On the Spectral Distribution of Large-Scale Atmospheric Kinetic Energy

Abstract

Current interest in the limits of deterministic prediction in the atmosphere has focused attention on the longitudinal spectrum of kinetic energy at synoptic wavelengths. A number of additions and improvements on past determinations of kinetic energy are presented. We define the kinetic energy spectrum of interest as the portion of the spectrum arising from stochastic transient motion on all scales. This spectrum is estimated from four sets of data: the first two are balanced winds derived from objective analysis routines, the third streamline-isotach analyses for the tropics and sub-tropics, and the fourth untreated observed winds.
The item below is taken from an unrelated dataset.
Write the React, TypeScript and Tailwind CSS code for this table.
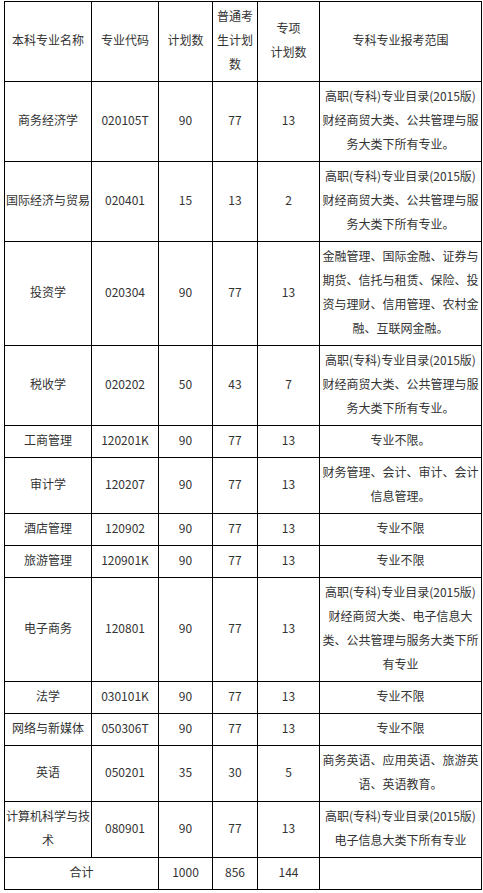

For comparison of the effect of computing kinetic energy spectra in data-rich and data-poor regions, the first data act comprises balanced winds from 360° of longitude and the second from a 180° segment including North America and Europe. Spectra computed by using observed winds allow a comparison between the distribution of actual kinetic energy and that assumed by objective analysis schemes for numerical weather prediction. All estimates of the spectrum suggest that the spectral slope in the 3500–1500 km wavelength region can be represented by a power law with an exponent in the range −2.7 to −3.0. The range of uncertainty is due to the effects of smoothing and aliasing which are inherent in the synoptic wind data. The spectra presented show the variations in spectral shape as a function of season, pressure level, latitude, data density, and method of obtaining the basic wind component data.